While McClelland may have been surprised at the honor, he has certainly worked hard for it. Growing up in Missouri, McClelland had aspirations to be a football coach. But while at Central Missouri State College, he found out that wasn’t the life he wanted. Instead, he tried his hand in the communications field. It was there he was told his voice, deep and comforting (“I’ve had the same voice since high school”), would more than suit the needs for broadcasting.
He transferred to Iowa State, in the city of Ames, and found himself a booth announcer in radio. It was a comfy, if uninspiring, job. During station breaks, McClelland would step up to the microphone and say, “W-O-I TV, Ames, Channel 5.”
“Then you’d go back, put your foot up and watch the next hour of TV,” he said.
McClelland spent many years in broadcasting, but his passion was always cars. His aptitude tests in school always pointed him toward one thing: automotive mechanic. But one day in 1959, thanks to someone else’s gaffe in the announcing booth, a greater opportunity was handed to him.
It was a drag race between Eddie Hill and Don Garlits. At the starting line, the announcer froze up. McClelland, who was watching with the manager of the track, asked if he could try his luck calling the race. You couldn’t do any worse, the manager replied. McClelland not only worked that race, but he ended up working the whole day.
“I thought, ‘This is really neat,’” he said. “With that, I started looking for places to announce.”
“Dave kind of worked his way through the ranks, and he was blessed with a magnificent voice,” Gibbs said. “He had knowledge of the sport to go along with it. It was only a matter of time before he worked major events.”
McClelland loved drag racing, dating back to his first experience in Kansas City, 1955. It was a new kind of freedom he’d been looking for.
“You could get up close to the cars, up close to the people. There was nobody restricting where you could go,” he said.
And what place hasn’t he been in his career? By his estimation, he’s racked up 3.5 million miles of air travel in the U.S. alone. It is why in 2003 he stepped down as the voice of NHRA, too fatigued from the lifestyle. He has kept himself busy, including working in the master of ceremonies business and doing voice overs for productions.
McClelland’s three children, all graduates from Crescenta Valley High, and he and his wife Louise are more than content to spend their days in the Glendale area. McClelland called his home the wisest investment he has ever made.

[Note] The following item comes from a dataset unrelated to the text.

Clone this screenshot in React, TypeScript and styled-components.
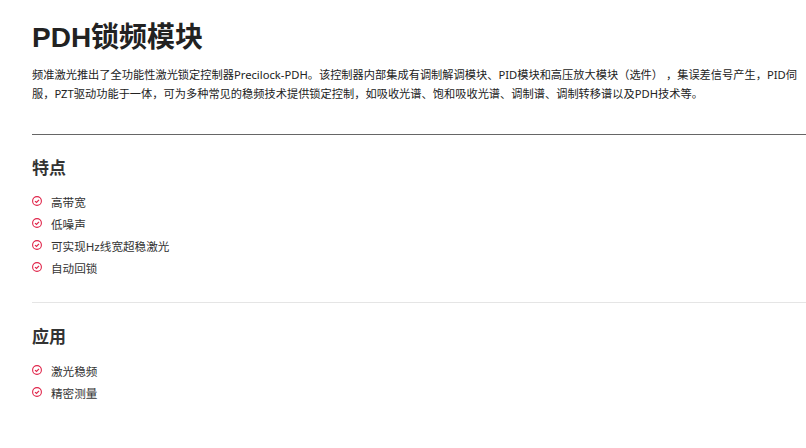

As for someone trying to be the next Dave McClelland, the best piece of advice he can give is similar to that of legendary Dodgers’ play-by-play man Vin Scully.
“The most important thing you can do is not to have a good
voice,” he said. “It’s the content of what you talk about. You have to point it toward an audience … that doesn’t understand what you’re talking about. So you almost go back to basics.”
It’s not out of the ordinary for some to bring up Scully’s name when mentioning McClelland. Gibbs didn’t shy away from it.
“For 50 years, he has been the standard that everyone’s tried to live up to,” he said of McClelland. “Of course, nobody compares to Scully, but he was our Scully.”
Scully has a reputation for being more than cordial with fans, and that’s McClelland’s personality as well. He had a friend in motorsports who didn’t like to deal with fans. McClelland told him to be thankful and happy they want to talk to you and shake your hand. McClelland knows what and who to appreciate, because he’s seen and done just about everything.
“When they quit asking to shake your hand, that’s the time you’re in trouble,” he said.